According to the Santa Fe, New Mexico sheriff's department, no charges have been filed in Thursday's fatal shooting of Hutchins and the injury of director Joel Souza, and the investigation remains open. The sheriff's office has said Baldwin discharged a prop firearm.

Baldwin is a co-producer and an actor in the movie being filmed, Rust, a western set in 1880s Kansas.

Rick Pallaziol, who owns the company Weapons of Choice and has leased prop weapons to television, film and theatre clients for about three decades, said he stopped renting guns that could fire rounds to film productions more than 20 years ago because he was concerned about the risks involved with blank cartridges.

Even with rules in place, a brief lapse in alertness after a long day on set could be lethal, he said.

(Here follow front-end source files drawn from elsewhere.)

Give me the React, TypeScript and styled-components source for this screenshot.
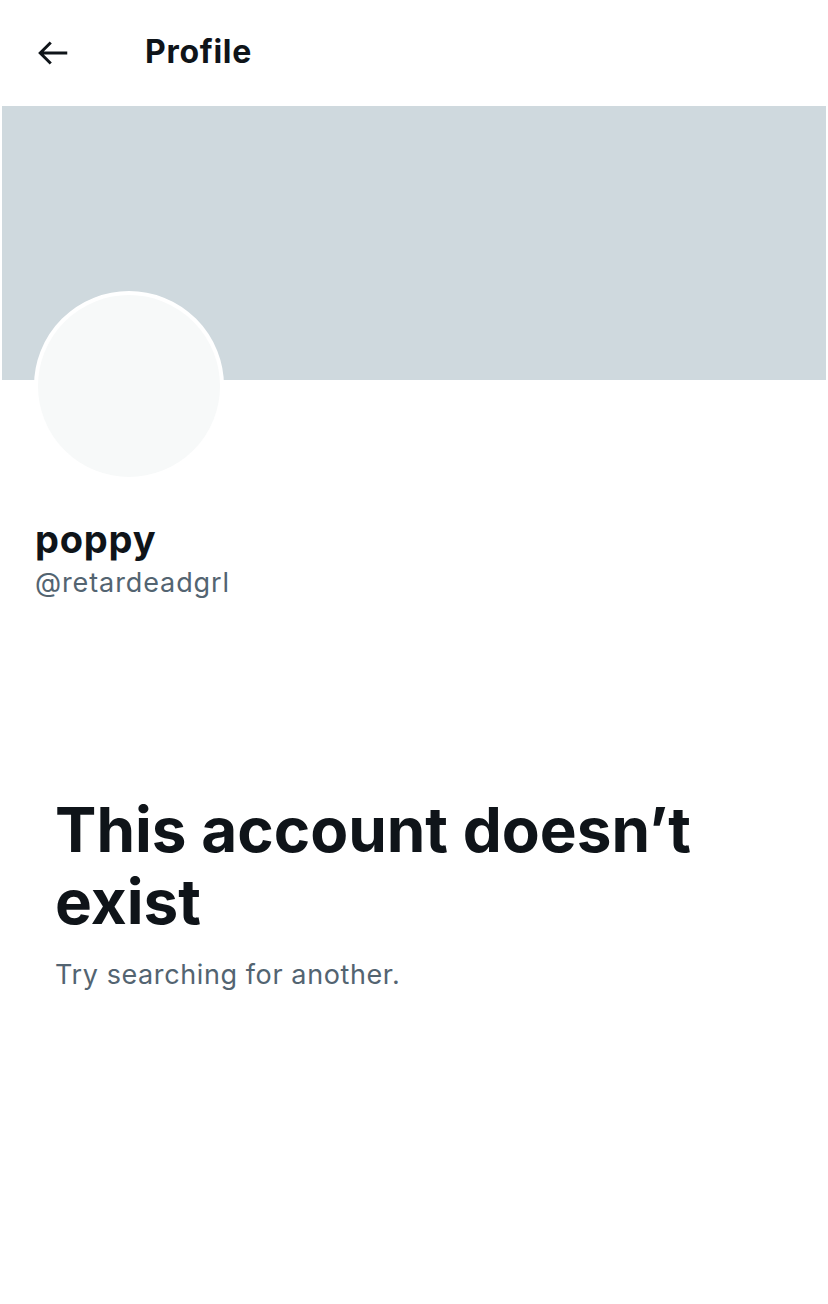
import styled, {createGlobalStyle} from 'styled-components';

const GlobalStyle = createGlobalStyle`
  html, body {
    margin: 0;
    padding: 0;
    background: #ffffff;
  }
  body {
    font-family: Inter, 'Noto Sans', 'Liberation Sans', sans-serif;
    color: #0f1419;
  }
`;

const Page = styled.div`
  width: 828px;
  min-height: 1304px;
  background: #fff;
`;

const Header = styled.header`
  height: 106px;
  display: flex;
  align-items: center;
  padding-left: 35px;
  box-sizing: border-box;
`;

const BackButton = styled.button`
  width: 36px;
  height: 36px;
  padding: 0;
  border: none;
  background: none;
  display: flex;
  align-items: center;
  justify-content: center;
  color: #0f1419;
  margin-right: 74px;
`;

const Title = styled.h1`
  margin: 0 0 4px;
  font-size: 32px;
  font-weight: 700;
  letter-spacing: 0.7px;
`;

const Banner = styled.div`
  height: 274px;
  margin: 0 2px;
  background: #cfd9de;
`;

const Avatar = styled.div`
  width: 182px;
  height: 182px;
  margin: -89px 0 0 34px;
  border-radius: 50%;
  border: 4px solid #ffffff;
  background: #f7f9f9;
  position: relative;
`;

const Names = styled.div`
  padding: 36px 35px 0;
`;

const DisplayName = styled.div`
  font-size: 38px;
  font-weight: 700;
  line-height: 44px;
  letter-spacing: 0.8px;
`;

const Handle = styled.div`
  margin-top: 4px;
  font-size: 27px;
  line-height: 36px;
  letter-spacing: 0.9px;
  color: #536471;
`;

const Empty = styled.section`
  padding: 193px 55px 0;
`;

const Heading = styled.h2`
  margin: 0;
  font-size: 62px;
  font-weight: 700;
  line-height: 72px;
`;

const Sub = styled.p`
  margin: 17px 0 0;
  font-size: 27px;
  line-height: 40px;
  letter-spacing: 0.6px;
  color: #536471;
`;

const BackArrow = () => (
  <svg width="36" height="36" viewBox="0 0 24 24" fill="none">
    <path
      d="M21.5 12H4M10.5 5L3.5 12L10.5 19"
      stroke="currentColor"
      strokeWidth="2"
      strokeLinecap="butt"
      strokeLinejoin="miter"
    />
  </svg>
);

const App = () => (
  <Page>
    <GlobalStyle />
    <Header>
      <BackButton aria-label="Back">
        <BackArrow />
      </BackButton>
      <Title>Profile</Title>
    </Header>
    <Banner />
    <Avatar />
    <Names>
      <DisplayName>poppy</DisplayName>
      <Handle>@retardeadgrl</Handle>
    </Names>
    <Empty>
      <Heading>This account doesn’t exist</Heading>
      <Sub>Try searching for another.</Sub>
    </Empty>
  </Page>
);

export default App;
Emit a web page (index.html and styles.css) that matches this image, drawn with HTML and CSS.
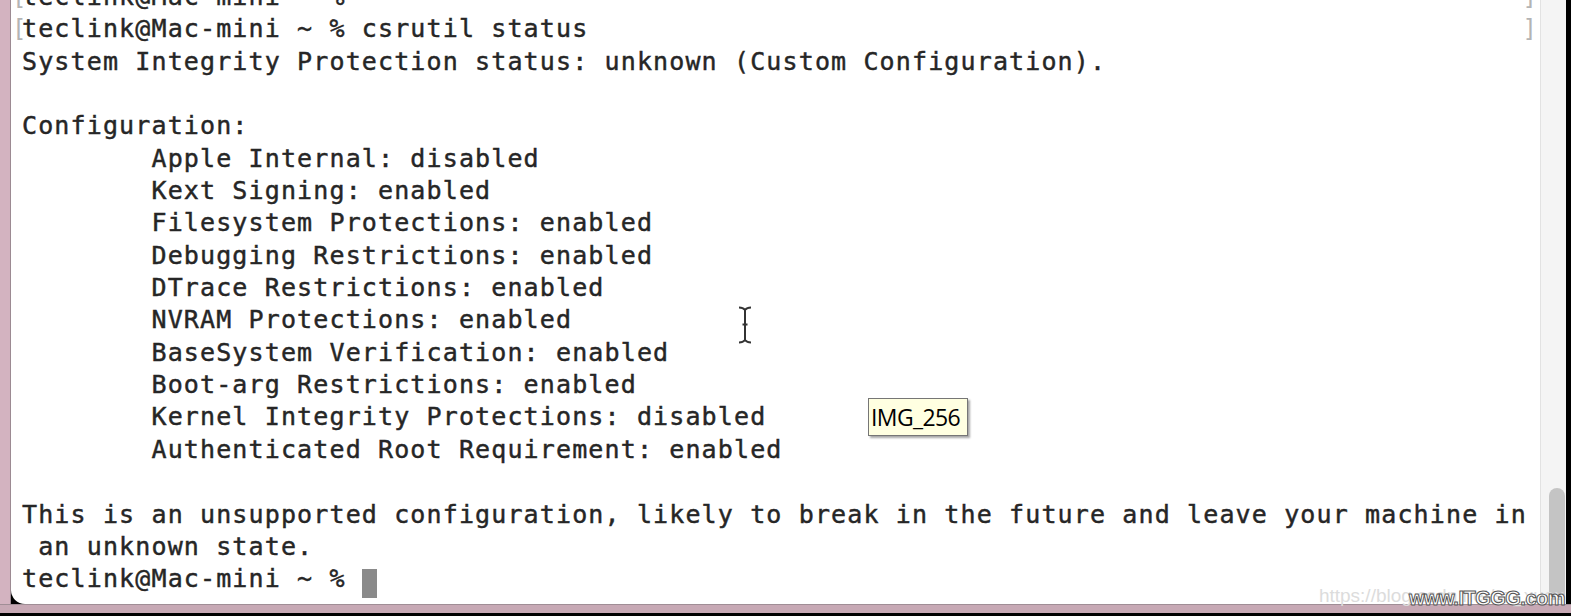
FILE: index.html
```html
<!DOCTYPE html>
<html>
<head>
<meta charset="utf-8">
<link rel="stylesheet" href="styles.css">
</head>
<body>
<div class="screen">
  <div class="main">
    <div class="side"></div>
    <div class="term">
      <div class="marks">
        <div class="mark-row"><span class="lmark">[</span><span class="rmark">]</span></div>
        <div class="mark-row"><span class="lmark">[</span><span class="rmark">]</span></div>
      </div>
<pre class="out">teclink@Mac-mini ~ %
teclink@Mac-mini ~ % csrutil status
System Integrity Protection status: unknown (Custom Configuration).

Configuration:
        Apple Internal: disabled
        Kext Signing: enabled
        Filesystem Protections: enabled
        Debugging Restrictions: enabled
        DTrace Restrictions: enabled
        NVRAM Protections: enabled
        BaseSystem Verification: enabled
        Boot-arg Restrictions: enabled
        Kernel Integrity Protections: disabled
        Authenticated Root Requirement: enabled

This is an unsupported configuration, likely to break in the future and leave your machine in
 an unknown state.
teclink@Mac-mini ~ % <span class="cursor"> </span></pre>
      <svg class="ibeam" width="14" height="38" viewBox="0 0 14 38">
        <path d="M1 1.5 Q5 1.5 7 4 Q9 1.5 13 1.5 M7 4 V34 M1 36.5 Q5 36.5 7 34 Q9 36.5 13 36.5 M4.5 18.5 H9.5" fill="none" stroke="#333" stroke-width="2"/>
      </svg>
      <div class="tooltip">IMG_256</div>
    </div>
    <div class="scroll"><div class="thumb"></div></div>
    <div class="edge"></div>
  </div>
  <div class="bottom"></div>
  <div class="watermark"><span class="csdn">https://blog.csdn.net/sz_xuexiao</span><span class="itggg">www.ITGGG.com</span></div>
</div>
</body>
</html>
```
FILE: styles.css
```css
html, body {
  margin: 0;
  padding: 0;
  background: #000;
}
body {
  width: 1571px;
  height: 616px;
  overflow: hidden;
}
.screen {
  position: relative;
  width: 1571px;
  height: 616px;
  display: flex;
  flex-direction: column;
  background: #000;
}
.main {
  display: flex;
  height: 604px;
}
.side {
  width: 10px;
  background: #d3b3c0;
  border-right: 1px solid #9c8a92;
}
.term {
  position: relative;
  flex: 1;
  background: #fff;
  border-bottom-left-radius: 14px;
  overflow: hidden;
}
.out {
  margin: -19px 0 0 11px;
  font-family: "DejaVu Sans Mono", "Liberation Mono", monospace;
  font-size: 25px;
  letter-spacing: 1.13px;
  line-height: 32.35px;
  color: #262626;
  white-space: pre;
  -webkit-text-stroke: 0.45px #262626;
}
.cursor {
  display: inline-block;
  width: 15px;
  height: 29px;
  background: #8a8a8a;
  vertical-align: -6px;
  letter-spacing: 0;
}
.marks {
  position: absolute;
  left: 0;
  right: 0;
  top: -19px;
  font-family: "DejaVu Sans Mono", monospace;
  font-size: 24px;
  line-height: 32.35px;
  color: #b4b4b4;
}
.mark-row {
  display: flex;
  justify-content: space-between;
  padding: 0 3px 0 1px;
}
.ibeam {
  position: absolute;
  left: 727px;
  top: 306px;
}
.tooltip {
  position: absolute;
  left: 857px;
  top: 398px;
  width: 100px;
  height: 38px;
  box-sizing: border-box;
  background: #ffffe1;
  border: 1px solid #767676;
  box-shadow: 2px 2px 2px rgba(0,0,0,0.35);
  font-family: "Open Sans", "Noto Sans", sans-serif;
  font-size: 23px;
  line-height: 36px;
  padding-left: 2px;
  color: #000;
  letter-spacing: -0.6px;
  white-space: nowrap;
}
.scroll {
  width: 26px;
  box-sizing: border-box;
  background: #f4f4f4;
  border-left: 1px solid #e2e2e2;
  display: flex;
  flex-direction: column;
  justify-content: flex-end;
  padding: 0 1px 4px 8px;
}
.thumb {
  height: 112px;
  background: #c4c4c4;
  border-radius: 8px 8px 0 0;
}
.edge {
  width: 5px;
  background: #000;
}
.bottom {
  height: 8px;
  background: #c7a9b5;
  border-top: 1px solid #a08e96;
}
.watermark {
  position: absolute;
  right: 6px;
  bottom: 6px;
  display: flex;
  align-items: flex-end;
  white-space: nowrap;
  font-family: "Liberation Sans", Arial, sans-serif;
}
.csdn {
  flex: none;
  width: 245px;
  overflow: hidden;
  font-size: 19px;
  color: #dcdcdc;
  margin-right: -155px;
  margin-bottom: 3px;
}
.itggg {
  flex: none;
  position: relative;
  font-size: 20px;
  font-weight: bold;
  color: #fff;
  -webkit-text-stroke: 1px #555;
  letter-spacing: -0.5px;
}
```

"Protocols aren't enough," Pallaziol told Reuters. "Someone has to be really afraid at every given moment that the gun is going to go off, and when they see that it's pointed in the wrong direction, to yell bloody murder before something happens."

Ken Sonkin, a performing arts professor at the University of San Francisco and a stage combat specialist, said the sensory effects from firing blank rounds were hard to replicate with sound effects. But he said Hutchins' death may give directors pause.

"I do think it will ask those of us who work in the industry to reinvest in our safety protocols and maybe re-examine them," Sonkin said.